>> begin

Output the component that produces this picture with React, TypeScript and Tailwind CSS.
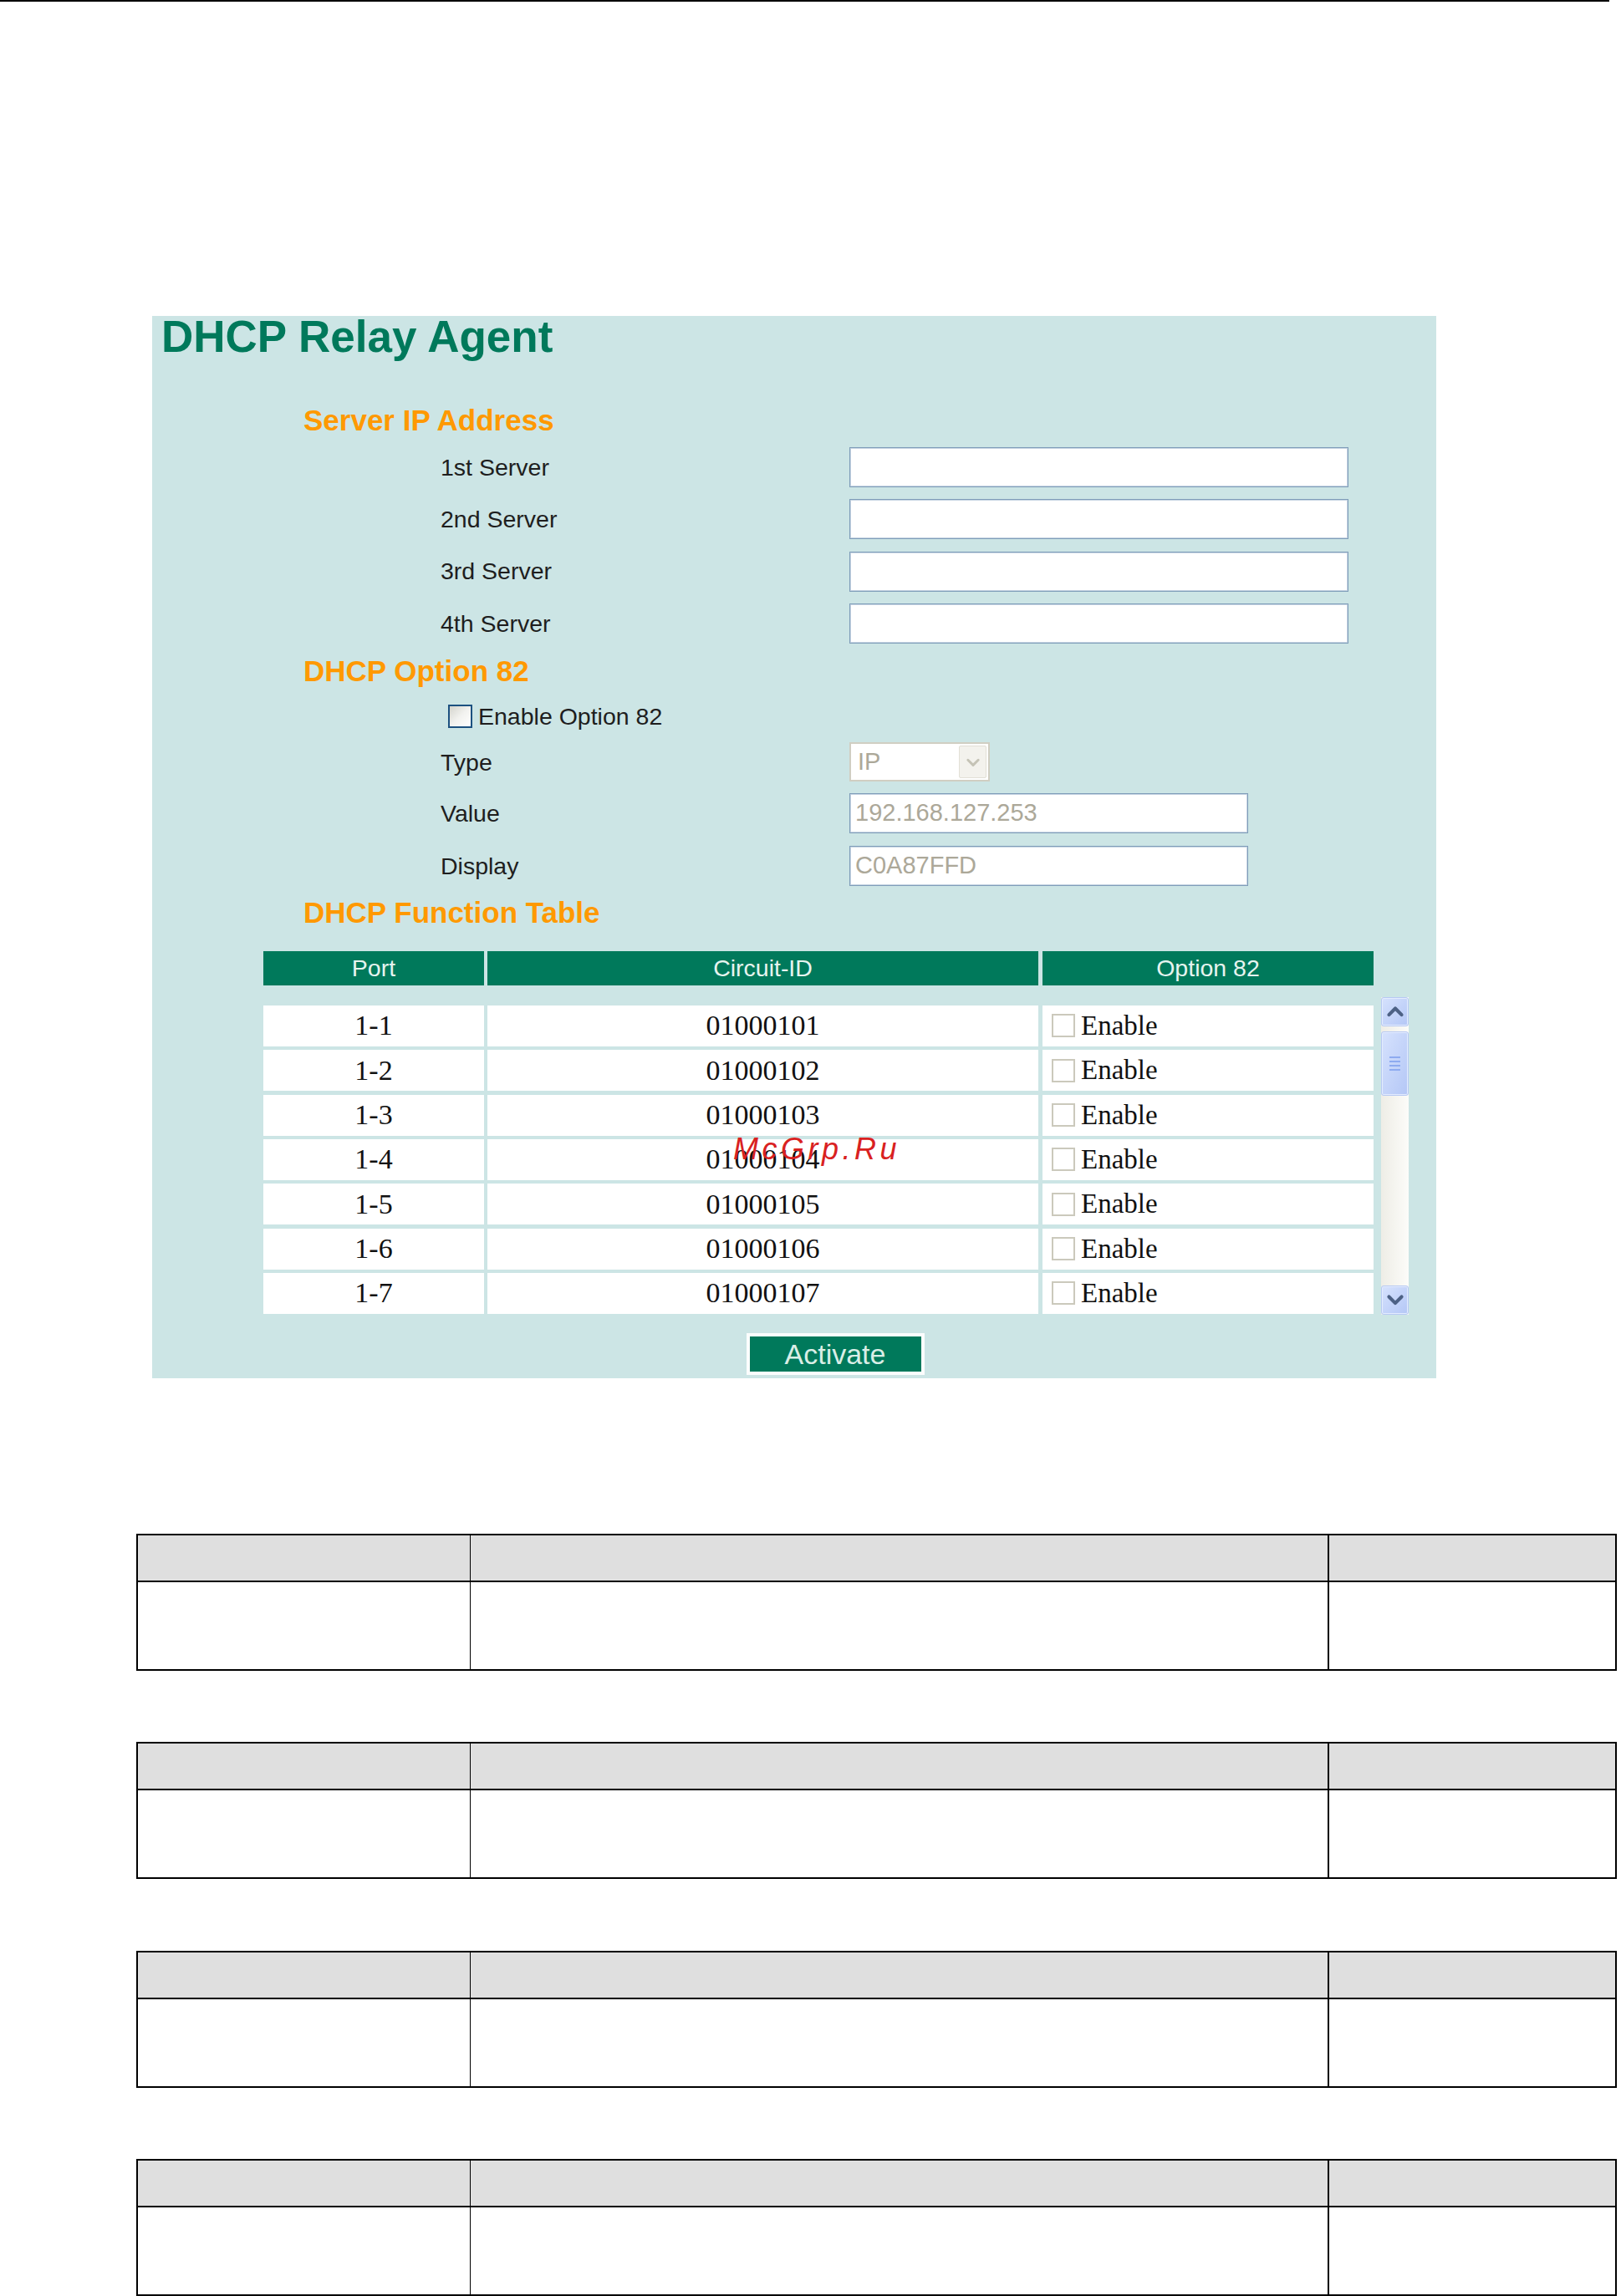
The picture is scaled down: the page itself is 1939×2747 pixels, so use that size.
import React from "react";

const SANS = "font-['Liberation_Sans',Arial,sans-serif]";
const SERIF = "font-['Liberation_Serif','Times_New_Roman',serif]";

function Heading({ children, mt }: { children: React.ReactNode; mt: string }) {
  return (
    <div className={`${mt} flex h-[40px] items-center pl-[181px] text-[35px] font-bold leading-none text-[#ff9900]`}>
      {children}
    </div>
  );
}

function Field({ label, mt, children }: { label: string; mt: string; children: React.ReactNode }) {
  return (
    <div className={`${mt} flex h-[48px] items-center pl-[345px]`}>
      <div className="w-[489px] text-[28.5px] leading-none text-[#1e1e1e]">{label}</div>
      {children}
    </div>
  );
}

function TextBox({ w, value }: { w: string; value?: string }) {
  return (
    <div
      className={`${w} flex h-[48px] items-center border border-[#7f9db9] bg-white pl-[6px] text-[29px] leading-none text-[#aca899] shadow-[inset_0_0_0_1px_#c6d4e2]`}
    >
      {value}
    </div>
  );
}

function Chevron({ up, color, size, sw }: { up?: boolean; color: string; size: number; sw: number }) {
  return (
    <svg width={size} height={size} viewBox="0 0 16 16" fill="none">
      <path
        d={up ? "M2.5 11 L8 5.5 L13.5 11" : "M2.5 5.5 L8 11 L13.5 5.5"}
        stroke={color}
        strokeWidth={sw}
        strokeLinecap="round"
        strokeLinejoin="round"
      />
    </svg>
  );
}

function ScrollBtn({ up }: { up?: boolean }) {
  return (
    <div className="flex h-[35px] w-[33px] items-center justify-center rounded-[3px] border border-[#b7c9f3] bg-linear-to-br from-[#d6e2fd] to-[#b4c7f6] shadow-[inset_0_0_0_1px_#e4ecfe]">
      <Chevron up={up} color="#4d6185" size={22} sw={3} />
    </div>
  );
}

const circuit = ["01000101", "01000102", "01000103", "01000104", "01000105", "01000106", "01000107"];

function InfoTable({ mt }: { mt: string }) {
  return (
    <div className={`${mt} flex w-[1771px] border-2 border-black`}>
      <div className="w-[398px] border-r border-black">
        <div className="h-[56px] border-b-2 border-black bg-[#dfdfdf]" />
        <div className="h-[104px] bg-white" />
      </div>
      <div className="w-[1027px] border-r-2 border-black">
        <div className="h-[56px] border-b-2 border-black bg-[#dfdfdf]" />
        <div className="h-[104px] bg-white" />
      </div>
      <div className="flex-1">
        <div className="h-[56px] border-b-2 border-black bg-[#dfdfdf]" />
        <div className="h-[104px] bg-white" />
      </div>
    </div>
  );
}

export default function App() {
  return (
    <div className={`${SANS} relative h-[2747px] w-[1939px] overflow-hidden bg-white`}>
      <div className="h-[2px] w-[1925px] bg-black" />

      <div className="ml-[182px] mt-[376px] flex h-[1271px] w-[1536px] flex-col bg-[#cce5e5]">
        <div className="flex h-[48px] items-center pl-[11px] text-[53px] font-bold leading-none text-[#00795b]">
          DHCP Relay Agent
        </div>

        <Heading mt="mt-[56px]">Server IP Address</Heading>

        <Field label="1st Server" mt="mt-[13px]">
          <TextBox w="w-[597px]" />
        </Field>
        <Field label="2nd Server" mt="mt-[14.33px]">
          <TextBox w="w-[597px]" />
        </Field>
        <Field label="3rd Server" mt="mt-[14.33px]">
          <TextBox w="w-[597px]" />
        </Field>
        <Field label="4th Server" mt="mt-[14.33px]">
          <TextBox w="w-[597px]" />
        </Field>

        <Heading mt="mt-[12.5px]">DHCP Option 82</Heading>

        <div className="mt-[20.5px] flex h-[28px] items-center pl-[354px]">
          <div className="h-[28px] w-[29px] border-2 border-[#1c5180] bg-linear-to-br from-[#d4d4cd] via-[#f2f2ef] to-white" />
          <div className="ml-[7px] text-[28.5px] leading-none text-[#1e1e1e]">Enable Option 82</div>
        </div>

        <Field label="Type" mt="mt-[17px]">
          <div className="flex h-[47px] w-[168px] items-stretch border-2 border-[#d0cec2] bg-white p-[2px]">
            <div className="flex flex-1 items-center pl-[6px] text-[29px] leading-none text-[#aca899]">IP</div>
            <div className="flex w-[33px] items-center justify-center rounded-[2px] border border-[#e2e0d6] bg-[#f3f2ed]">
              <Chevron color="#c5c3b6" size={18} sw={2.6} />
            </div>
          </div>
        </Field>
        <Field label="Value" mt="mt-[13px]">
          <TextBox w="w-[477px]" value="192.168.127.253" />
        </Field>
        <Field label="Display" mt="mt-[15px]">
          <TextBox w="w-[477px]" value="C0A87FFD" />
        </Field>

        <Heading mt="mt-[11.5px]">DHCP Function Table</Heading>

        <div className="ml-[133px] mt-[26.5px] flex h-[41px] text-[28.5px] leading-none text-[#e6f4ef]">
          <div className="flex w-[264px] items-center justify-center bg-[#00795b]">Port</div>
          <div className="ml-[4px] flex w-[659px] items-center justify-center bg-[#00795b]">Circuit-ID</div>
          <div className="ml-[5px] flex w-[396px] items-center justify-center bg-[#00795b]">Option 82</div>
        </div>

        <div className="ml-[133px] mt-[14px] flex h-[380px]">
          <div className="flex w-[1328px] flex-col gap-[4.33px] pt-[10px]">
            {circuit.map((c, i) => (
              <div key={c} className={`${SERIF} flex h-[49px] text-[34px] leading-none text-[#111]`}>
                <div className="flex w-[264px] items-center justify-center bg-white">1-{i + 1}</div>
                <div className="ml-[4px] flex w-[659px] items-center justify-center bg-white">{c}</div>
                <div className="ml-[5px] flex w-[396px] items-center bg-white pl-[11px]">
                  <div className="h-[28px] w-[28px] border-2 border-[#cbc9bc] bg-white" />
                  <div className="ml-[7px] text-[33px]">Enable</div>
                </div>
              </div>
            ))}
          </div>
          <div className="ml-[9px] flex h-[380px] w-[33px] flex-col bg-linear-to-r from-[#eeede6] to-[#fcfcf9]">
            <ScrollBtn up />
            <div className="mt-[6px] flex h-[77px] w-[33px] flex-col items-center justify-center gap-[3px] rounded-[3px] border border-[#b7c9f3] bg-linear-to-br from-[#d6e2fd] to-[#b4c7f6] shadow-[inset_0_0_0_1px_#e4ecfe]">
              <div className="h-[2px] w-[13px] bg-[#8eabf0]" />
              <div className="h-[2px] w-[13px] bg-[#8eabf0]" />
              <div className="h-[2px] w-[13px] bg-[#8eabf0]" />
              <div className="h-[2px] w-[13px] bg-[#8eabf0]" />
            </div>
            <div className="mt-auto">
              <ScrollBtn />
            </div>
          </div>
        </div>

        <div className="ml-[133px] mt-[22px] flex w-[1368px] justify-center">
          <div className="flex h-[50px] w-[213px] items-center justify-center border-4 border-[#fbfdfd] bg-[#00795b] text-[34px] leading-none text-[#d9eee6]">
            Activate
          </div>
        </div>
      </div>

      <div className="ml-[163px] mt-[186px] flex flex-col">
        <InfoTable mt="mt-0" />
        <InfoTable mt="mt-[85.33px]" />
        <InfoTable mt="mt-[85.33px]" />
        <InfoTable mt="mt-[85.33px]" />
      </div>

      <div className="absolute left-[877px] top-[1357px] text-[36px] italic leading-none tracking-[4.5px] text-[#d92121]">
        McGrp.Ru
      </div>
    </div>
  );
}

>> end

■ WRITTEN REQUEST ■
Report every line containing the word "that" from the listing above.

■ REPLY TO THE EXERCISE ■
Output the component that produces this picture with React, TypeScript and Tailwind CSS.
The picture is scaled down: the page itself is 1939×2747 pixels, so use that size.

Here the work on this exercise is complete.